> Given problem
Show each line that has the string "styles" in it.

— begin Raw data —

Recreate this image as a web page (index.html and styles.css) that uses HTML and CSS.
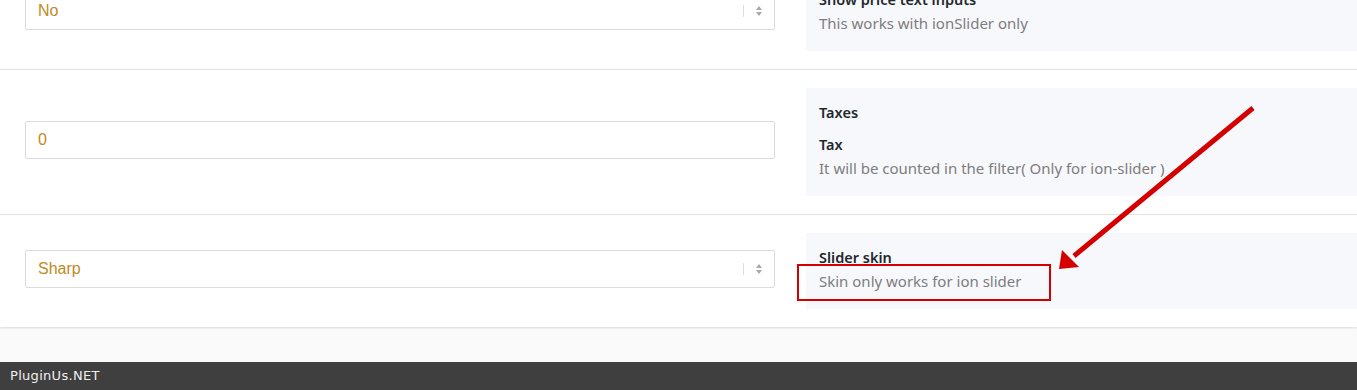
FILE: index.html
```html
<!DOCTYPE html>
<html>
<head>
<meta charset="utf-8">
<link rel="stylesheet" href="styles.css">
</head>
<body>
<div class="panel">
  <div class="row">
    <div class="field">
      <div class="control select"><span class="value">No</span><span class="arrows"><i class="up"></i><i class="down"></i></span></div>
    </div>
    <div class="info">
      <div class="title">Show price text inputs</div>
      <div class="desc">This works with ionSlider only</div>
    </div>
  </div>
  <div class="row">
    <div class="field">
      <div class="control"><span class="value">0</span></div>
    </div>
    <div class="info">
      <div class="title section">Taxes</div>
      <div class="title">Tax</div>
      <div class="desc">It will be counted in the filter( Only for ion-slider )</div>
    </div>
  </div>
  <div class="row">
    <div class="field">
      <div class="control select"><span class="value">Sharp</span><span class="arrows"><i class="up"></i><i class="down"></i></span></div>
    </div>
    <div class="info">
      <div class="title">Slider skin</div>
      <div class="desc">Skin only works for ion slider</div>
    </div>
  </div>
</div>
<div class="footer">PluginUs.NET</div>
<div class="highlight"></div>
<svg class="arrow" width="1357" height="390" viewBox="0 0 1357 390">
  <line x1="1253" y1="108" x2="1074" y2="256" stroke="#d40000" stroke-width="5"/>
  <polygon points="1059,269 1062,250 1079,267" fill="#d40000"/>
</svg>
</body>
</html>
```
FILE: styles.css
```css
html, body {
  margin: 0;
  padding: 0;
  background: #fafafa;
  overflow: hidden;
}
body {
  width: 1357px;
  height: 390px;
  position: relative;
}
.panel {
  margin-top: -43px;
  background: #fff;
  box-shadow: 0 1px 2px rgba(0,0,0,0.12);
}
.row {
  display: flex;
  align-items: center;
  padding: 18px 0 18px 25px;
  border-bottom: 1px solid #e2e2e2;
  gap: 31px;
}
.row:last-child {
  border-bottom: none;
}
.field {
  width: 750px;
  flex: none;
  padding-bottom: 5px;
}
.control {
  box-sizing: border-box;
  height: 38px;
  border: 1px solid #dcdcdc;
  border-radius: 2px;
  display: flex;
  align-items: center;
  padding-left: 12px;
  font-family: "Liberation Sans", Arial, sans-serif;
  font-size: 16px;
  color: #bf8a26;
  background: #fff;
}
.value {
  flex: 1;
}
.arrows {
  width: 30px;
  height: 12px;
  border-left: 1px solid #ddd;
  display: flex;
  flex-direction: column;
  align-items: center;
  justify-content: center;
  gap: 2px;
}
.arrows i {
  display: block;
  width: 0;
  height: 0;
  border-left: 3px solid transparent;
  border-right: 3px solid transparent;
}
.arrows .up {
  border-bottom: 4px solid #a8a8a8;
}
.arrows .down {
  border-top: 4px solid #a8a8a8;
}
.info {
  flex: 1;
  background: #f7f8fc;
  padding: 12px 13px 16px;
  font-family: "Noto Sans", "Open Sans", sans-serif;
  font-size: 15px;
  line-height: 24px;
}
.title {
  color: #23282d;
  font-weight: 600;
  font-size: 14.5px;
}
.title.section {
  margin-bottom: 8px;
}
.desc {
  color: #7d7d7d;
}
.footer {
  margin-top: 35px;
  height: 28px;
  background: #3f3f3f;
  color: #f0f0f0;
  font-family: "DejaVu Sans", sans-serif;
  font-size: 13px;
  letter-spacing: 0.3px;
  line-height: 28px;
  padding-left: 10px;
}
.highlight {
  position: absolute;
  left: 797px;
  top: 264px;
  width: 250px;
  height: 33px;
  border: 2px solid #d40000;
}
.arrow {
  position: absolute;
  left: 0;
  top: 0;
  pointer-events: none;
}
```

— end Raw data —

> Solution
Recreate this image as a web page (index.html and styles.css) that uses HTML and CSS.
<link rel="stylesheet" href="styles.css">
FILE: styles.css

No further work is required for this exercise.